All of the material below is to be restated word for word, apart from the pictures.

┏━━

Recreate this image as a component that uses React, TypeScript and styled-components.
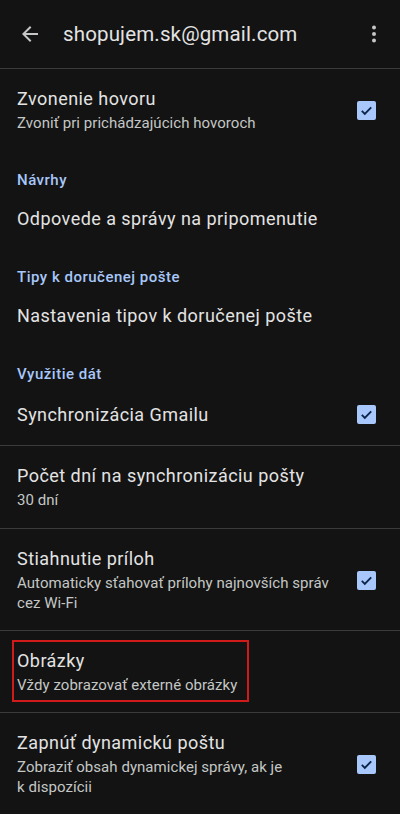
import React from "react";
import styled, { createGlobalStyle } from "styled-components";

const Global = createGlobalStyle`
  html, body { margin: 0; padding: 0; background: #131313; }
  body { font-family: Roboto, "Noto Sans", sans-serif; -webkit-font-smoothing: antialiased; }
`;

const Page = styled.div`
  width: 400px;
  min-height: 814px;
  background: #131313;
  color: #e3e3e3;
  overflow: hidden;
`;

const TopBar = styled.header`
  height: 68px;
  display: flex;
  align-items: center;
  border-bottom: 1px solid #3b3b3b;
`;

const IconButton = styled.button<{ $w: number }>`
  width: ${(p) => p.$w}px;
  height: 48px;
  display: flex;
  align-items: center;
  justify-content: center;
  background: none;
  border: none;
  padding: 0;
  color: #c4c7c5;
`;

const Title = styled.h1`
  flex: 1;
  margin: 0 0 0 3px;
  font-family: Roboto, sans-serif;
  font-size: 20.5px;
  font-weight: 400;
  color: #e3e3e3;
  letter-spacing: 0.15px;
`;

const SectionHeader = styled.div<{ $top: number }>`
  padding: ${(p) => p.$top}px 17px 0;
  font-size: 15px;
  line-height: 20px;
  font-weight: 500;
  letter-spacing: 0.5px;
  color: #a8c7fa;
`;

const Row = styled.div<{ $pad: number; $bottom?: number; $divider?: boolean; $min?: number }>`
  display: flex;
  align-items: center;
  padding: ${(p) => p.$pad}px 0 ${(p) => p.$bottom ?? p.$pad}px 17px;
  min-height: ${(p) => p.$min ?? 0}px;
  box-sizing: border-box;
  border-bottom: ${(p) => (p.$divider ? "1px solid #3b3b3b" : "none")};
`;

const TextBlock = styled.div<{ $marked?: boolean }>`
  flex: 1;
  min-width: 0;
  position: relative;
  ${(p) =>
    p.$marked
      ? `&::after {
    content: "";
    position: absolute;
    left: -5px;
    top: -9px;
    width: 237px;
    height: 62px;
    box-sizing: border-box;
    border: 2px solid #d11a1a;
  }`
      : ""}
`;

const RowTitle = styled.div`
  font-size: 18px;
  line-height: 24px;
  letter-spacing: 0.45px;
  color: #e3e3e3;
`;

const RowSub = styled.div`
  margin-top: 2px;
  font-size: 15px;
  line-height: 20px;
  letter-spacing: 0.05px;
  color: #c4c7c5;
`;

const CheckCell = styled.div`
  width: 60px;
  flex-shrink: 0;
  display: flex;
  padding-left: 17px;
  box-sizing: border-box;
`;

const Box = styled.div`
  width: 19px;
  height: 19px;
  border-radius: 2px;
  background: #a8c7fa;
  display: flex;
  align-items: center;
  justify-content: center;
`;

const Check = () => (
  <CheckCell>
    <Box>
      <svg width="15" height="15" viewBox="0 0 24 24">
        <path d="M4.5 12.5l4.8 4.8L19.5 7" fill="none" stroke="#0b2449" strokeWidth="3" />
      </svg>
    </Box>
  </CheckCell>
);

export default function App() {
  return (
    <Page>
      <Global />
      <TopBar>
        <IconButton $w={60}>
          <svg width="24" height="24" viewBox="0 0 24 24">
            <path d="M20 11H7.83l5.59-5.59L12 4l-8 8 8 8 1.41-1.41L7.83 13H20v-2z" fill="#c4c7c5" />
          </svg>
        </IconButton>
        <Title>shopujem.sk@gmail.com</Title>
        <IconButton $w={52}>
          <svg width="24" height="24" viewBox="0 0 24 24">
            <circle cx="12" cy="5.5" r="2" fill="#c4c7c5" />
            <circle cx="12" cy="12" r="2" fill="#c4c7c5" />
            <circle cx="12" cy="18.5" r="2" fill="#c4c7c5" />
          </svg>
        </IconButton>
      </TopBar>

      <Row $pad={18}>
        <TextBlock>
          <RowTitle>Zvonenie hovoru</RowTitle>
          <RowSub>Zvoniť pri prichádzajúcich hovoroch</RowSub>
        </TextBlock>
        <Check />
      </Row>

      <SectionHeader $top={19}>Návrhy</SectionHeader>
      <Row $pad={17}>
        <TextBlock>
          <RowTitle>Odpovede a správy na pripomenutie</RowTitle>
        </TextBlock>
      </Row>

      <SectionHeader $top={19}>Tipy k doručenej pošte</SectionHeader>
      <Row $pad={17}>
        <TextBlock>
          <RowTitle>Nastavenia tipov k doručenej pošte</RowTitle>
        </TextBlock>
      </Row>

      <SectionHeader $top={19}>Využitie dát</SectionHeader>
      <Row $pad={0} $min={62} $divider>
        <TextBlock>
          <RowTitle>Synchronizácia Gmailu</RowTitle>
        </TextBlock>
        <Check />
      </Row>

      <Row $pad={18} $divider>
        <TextBlock>
          <RowTitle>Počet dní na synchronizáciu pošty</RowTitle>
          <RowSub>30 dní</RowSub>
        </TextBlock>
      </Row>

      <Row $pad={18} $bottom={17} $divider>
        <TextBlock>
          <RowTitle>Stiahnutie príloh</RowTitle>
          <RowSub>Automaticky sťahovať prílohy najnovších správ cez Wi-Fi</RowSub>
        </TextBlock>
        <Check />
      </Row>

      <Row $pad={18} $bottom={17} $divider>
        <TextBlock $marked>
          <RowTitle>Obrázky</RowTitle>
          <RowSub>Vždy zobrazovať externé obrázky</RowSub>
        </TextBlock>
      </Row>

      <Row $pad={18}>
        <TextBlock>
          <RowTitle>Zapnúť dynamickú poštu</RowTitle>
          <RowSub>Zobraziť obsah dynamickej správy, ak je k{"\u00a0"}dispozícii</RowSub>
        </TextBlock>
        <Check />
      </Row>
    </Page>
  );
}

┗━━

Task output:
Recreate this image as a component that uses React, TypeScript and styled-components.
import React from "react";
import styled, { createGlobalStyle } from "styled-components";

const Global = createGlobalStyle`
  html, body { margin: 0; padding: 0; background: #131313; }
  body { font-family: Roboto, "Noto Sans", sans-serif; -webkit-font-smoothing: antialiased; }
`;

const Page = styled.div`
  width: 400px;
  min-height: 814px;
  background: #131313;
  color: #e3e3e3;
  overflow: hidden;
`;

const TopBar = styled.header`
  height: 68px;
  display: flex;
  align-items: center;
  border-bottom: 1px solid #3b3b3b;
`;

const IconButton = styled.button<{ $w: number }>`
  width: ${(p) => p.$w}px;
  height: 48px;
  display: flex;
  align-items: center;
  justify-content: center;
  background: none;
  border: none;
  padding: 0;
  color: #c4c7c5;
`;

const Title = styled.h1`
  flex: 1;
  margin: 0 0 0 3px;
  font-family: Roboto, sans-serif;
  font-size: 20.5px;
  font-weight: 400;
  color: #e3e3e3;
  letter-spacing: 0.15px;
`;

const SectionHeader = styled.div<{ $top: number }>`
  padding: ${(p) => p.$top}px 17px 0;
  font-size: 15px;
  line-height: 20px;
  font-weight: 500;
  letter-spacing: 0.5px;
  color: #a8c7fa;
`;

const Row = styled.div<{ $pad: number; $bottom?: number; $divider?: boolean; $min?: number }>`
  display: flex;
  align-items: center;
  padding: ${(p) => p.$pad}px 0 ${(p) => p.$bottom ?? p.$pad}px 17px;
  min-height: ${(p) => p.$min ?? 0}px;
  box-sizing: border-box;
  border-bottom: ${(p) => (p.$divider ? "1px solid #3b3b3b" : "none")};
`;

const TextBlock = styled.div<{ $marked?: boolean }>`
  flex: 1;
  min-width: 0;
  position: relative;
  ${(p) =>
    p.$marked
      ? `&::after {
    content: "";
    position: absolute;
    left: -5px;
    top: -9px;
    width: 237px;
    height: 62px;
    box-sizing: border-box;
    border: 2px solid #d11a1a;
  }`
      : ""}
`;

const RowTitle = styled.div`
  font-size: 18px;
  line-height: 24px;
  letter-spacing: 0.45px;
  color: #e3e3e3;
`;

const RowSub = styled.div`
  margin-top: 2px;
  font-size: 15px;
  line-height: 20px;
  letter-spacing: 0.05px;
  color: #c4c7c5;
`;

const CheckCell = styled.div`
  width: 60px;
  flex-shrink: 0;
  display: flex;
  padding-left: 17px;
  box-sizing: border-box;
`;

const Box = styled.div`
  width: 19px;
  height: 19px;
  border-radius: 2px;
  background: #a8c7fa;
  display: flex;
  align-items: center;
  justify-content: center;
`;

const Check = () => (
  <CheckCell>
    <Box>
      <svg width="15" height="15" viewBox="0 0 24 24">
        <path d="M4.5 12.5l4.8 4.8L19.5 7" fill="none" stroke="#0b2449" strokeWidth="3" />
      </svg>
    </Box>
  </CheckCell>
);

export default function App() {
  return (
    <Page>
      <Global />
      <TopBar>
        <IconButton $w={60}>
          <svg width="24" height="24" viewBox="0 0 24 24">
            <path d="M20 11H7.83l5.59-5.59L12 4l-8 8 8 8 1.41-1.41L7.83 13H20v-2z" fill="#c4c7c5" />
          </svg>
        </IconButton>
        <Title>shopujem.sk@gmail.com</Title>
        <IconButton $w={52}>
          <svg width="24" height="24" viewBox="0 0 24 24">
            <circle cx="12" cy="5.5" r="2" fill="#c4c7c5" />
            <circle cx="12" cy="12" r="2" fill="#c4c7c5" />
            <circle cx="12" cy="18.5" r="2" fill="#c4c7c5" />
          </svg>
        </IconButton>
      </TopBar>

      <Row $pad={18}>
        <TextBlock>
          <RowTitle>Zvonenie hovoru</RowTitle>
          <RowSub>Zvoniť pri prichádzajúcich hovoroch</RowSub>
        </TextBlock>
        <Check />
      </Row>

      <SectionHeader $top={19}>Návrhy</SectionHeader>
      <Row $pad={17}>
        <TextBlock>
          <RowTitle>Odpovede a správy na pripomenutie</RowTitle>
        </TextBlock>
      </Row>

      <SectionHeader $top={19}>Tipy k doručenej pošte</SectionHeader>
      <Row $pad={17}>
        <TextBlock>
          <RowTitle>Nastavenia tipov k doručenej pošte</RowTitle>
        </TextBlock>
      </Row>

      <SectionHeader $top={19}>Využitie dát</SectionHeader>
      <Row $pad={0} $min={62} $divider>
        <TextBlock>
          <RowTitle>Synchronizácia Gmailu</RowTitle>
        </TextBlock>
        <Check />
      </Row>

      <Row $pad={18} $divider>
        <TextBlock>
          <RowTitle>Počet dní na synchronizáciu pošty</RowTitle>
          <RowSub>30 dní</RowSub>
        </TextBlock>
      </Row>

      <Row $pad={18} $bottom={17} $divider>
        <TextBlock>
          <RowTitle>Stiahnutie príloh</RowTitle>
          <RowSub>Automaticky sťahovať prílohy najnovších správ cez Wi-Fi</RowSub>
        </TextBlock>
        <Check />
      </Row>

      <Row $pad={18} $bottom={17} $divider>
        <TextBlock $marked>
          <RowTitle>Obrázky</RowTitle>
          <RowSub>Vždy zobrazovať externé obrázky</RowSub>
        </TextBlock>
      </Row>

      <Row $pad={18}>
        <TextBlock>
          <RowTitle>Zapnúť dynamickú poštu</RowTitle>
          <RowSub>Zobraziť obsah dynamickej správy, ak je k{"\u00a0"}dispozícii</RowSub>
        </TextBlock>
        <Check />
      </Row>
    </Page>
  );
}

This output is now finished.